そして後半、地上絵のコーナーでは大スクリーンによるナスカの地上絵を3Dでリアルに再現し、地上から上空まで自在に視点を変えて遊覧する映像が非常によくできていた。しかし、ここからの解説は途端に憶測ばかりになり考古学的検証が脆弱になる。地上絵に描かれたサルやクモ、ハチドリなどの図案とナスカで出土した土器の図柄は似てなくもないが、共通性を主張するには違和感を拭い切れない。ナスカの遺跡と地上絵の位置関係も言及されていなかったし、ナスカ文化と地上絵を結びつけるには説得力に欠けるような気がしてならない。学説通り地上絵をナスカ人が描いたとして、その目的が何らかの儀式を行うためであったとして、直線や幾何学模様はさておき、飛行機からでないと全体像を把握できないような動物の絵を当時の人々がどうやって描いたのか?地上絵に関しては謎がまったく解けないままだった。
以上はナスカ展をひととおり見て回った僕の独自解釈と偏見に満ち溢れた感想であり、実際ナスカ文明に関しては今も人生を捧げて研究に明け暮れる学者が何人もいるだろうし、地上絵に関しても謎を解き明かそうと必死になっているのだろう。
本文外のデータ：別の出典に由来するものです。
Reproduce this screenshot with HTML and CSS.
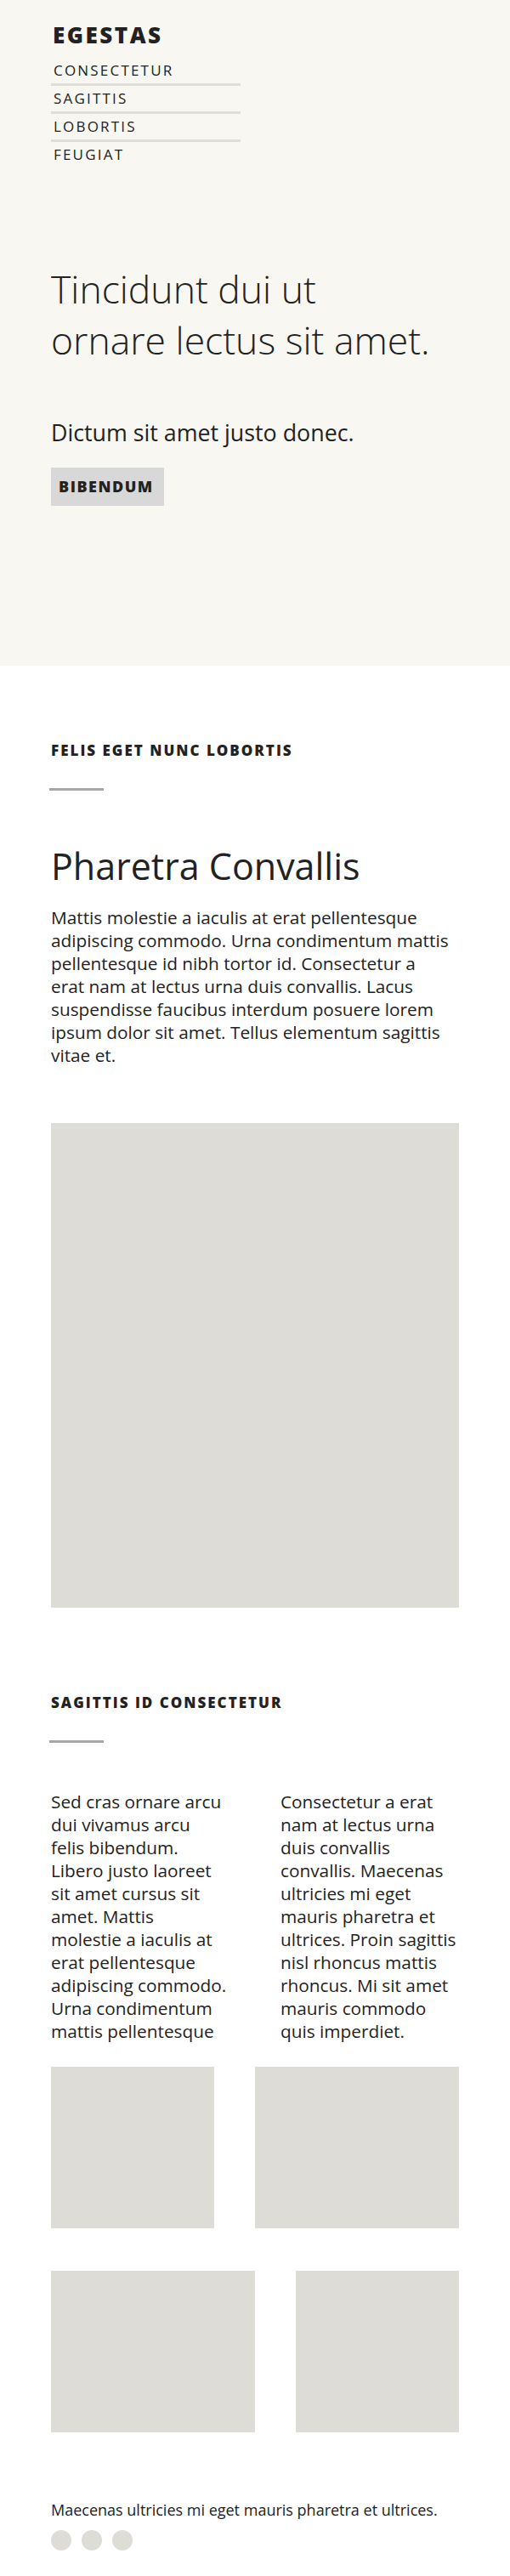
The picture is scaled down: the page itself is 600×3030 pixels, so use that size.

そういう人たちをすごく尊敬するし憧れる。いつか努力が報われて謎が明らかになる日を願ってやまない。だが一方で、地上絵の謎を解き明かすのは他の遺跡に比べて段違いに困難だろうとも思う。土器などの遺物、住居跡などの遺構からはある程度多くの情報が得られるが、地表をわずかばかり削って描かれた地上絵は遺物でも遺構でもなく、そこに残るのは無数の線と図案のみ。絵の配置や形状以外に得られる情報が、人が残した痕跡が、あまりにも無い。地上絵を描いたナスカ人かあるいは別の何者かが「どうだい、分からないだろう?」なんて嘲笑う姿が目に浮かぶ。人は自らの歩んできた道さえとんでもなく不確かだ。だからこそ知ろうとする。…なーんてな。
いやはや、どうもこのテの話になると人が変わってしまうなあ。注意してほしいのは、展示の内容が悪かったなんてことは全くなくて、むしろ非常に素晴らしくて、でも分からないことはまだまだ多くて、地上絵のミステリーは奥深いなあってことが言いたいのだよ。全然知らなかったナスカ文化、未だ謎だらけの地上絵、とてもわくわくした。行って良かったよ。分厚く読みごたえありそうなパンフ欲しかったけど2000円…マンガ4冊買えるやん…と断念した金欠な自分が憎い。